狭義ではスロットルバルブとピストンバルブは区別されますが、広義では混同されて、ピストンバルブもスロットルバルブと呼ばれることが多い。
因みに、ピストンバルブ型のキャブレターは、アクセルワイヤーに直接ピストンバルブが接続されています。
可変ベンチュリー型はアクセルワイヤーにはスロットルバルブが接続されており、これを開けることで発生する負圧によってダイヤフラムを動かし、ピストンバルブを開閉させています。
固定ベンチュリーは、この負圧でピストンバルブを開閉させる機構すら無いものを指します。

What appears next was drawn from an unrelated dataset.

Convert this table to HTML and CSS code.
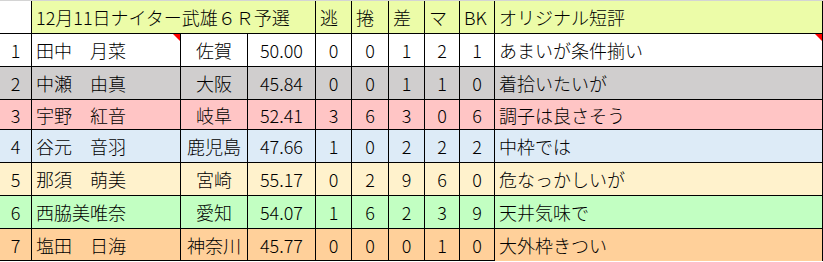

さて、先程までの理論の話と図1を見ると、『ピストンバルブを上下させることで吸気経路の断面積を変化させ、ベンチュリー効果によって発生する負圧の大きさを変化させているんだなァ』的なことが分かります。
とにかくキャブレターというものを理解していくためには、『負圧を発生させる方法』をまず理解すべきと考えます。次に、今言った負圧の大きさのコントロール方法。


で。

負圧の発生を理解できると、次は『ジェットからガソリンが吸われる』理由がわかります。
ピストンバルブによって絞られた吸気経路では負圧が発生し、キャブレターメインボアのIN側の気圧との差が発生します。フロートチャンバー内の油面は大気圧で押下されているはずなので[要出典]、勿論ピストンバルブによって絞られた吸気経路との圧力差が発生する。これによってジェットからガソリンが吸い出され、メインボアに吹き出す。
(因みに、エンジンによってキャブレターメインボアから空気が吸われているため、無限大の断面積を持つ大気と有限の断面積を持つIN側では流速の違いが発生する。よって、IN側の気圧もまた大気圧よりもやや小さくなるはず[要出典]。)

以上がキャブのガソリンを吸う仕組み。


これを理解しないままにセッティングをしようとすると自分のようになる。
PBやPC型、ヨシムラのMJNシステムはセッティングが簡単ですが、ちょっとセッティングを煮詰めるにはこうした知識が必要だと思います。
レース用のキャブなら然り。


次回はスロージェット(SJ)/パイロットジェット(PJ)とエアスクリュー(AS)の関係を予定しています。

ここ数日のセッティングをしてゆく中で感じた疑問や感触を自分の覚書としているだけなので、信頼に足る文献とは言えないはずです。
本記事の参考文献は特になく、しいて言えば語句の確認に辞書やペディアを使うくらいなので記載しません。
あと、これを鵜呑みにして流体力学とか熱力学のテストを落とした人が出ても責任は取りません。
僕は情報と電気の専攻ですので、悪しからず。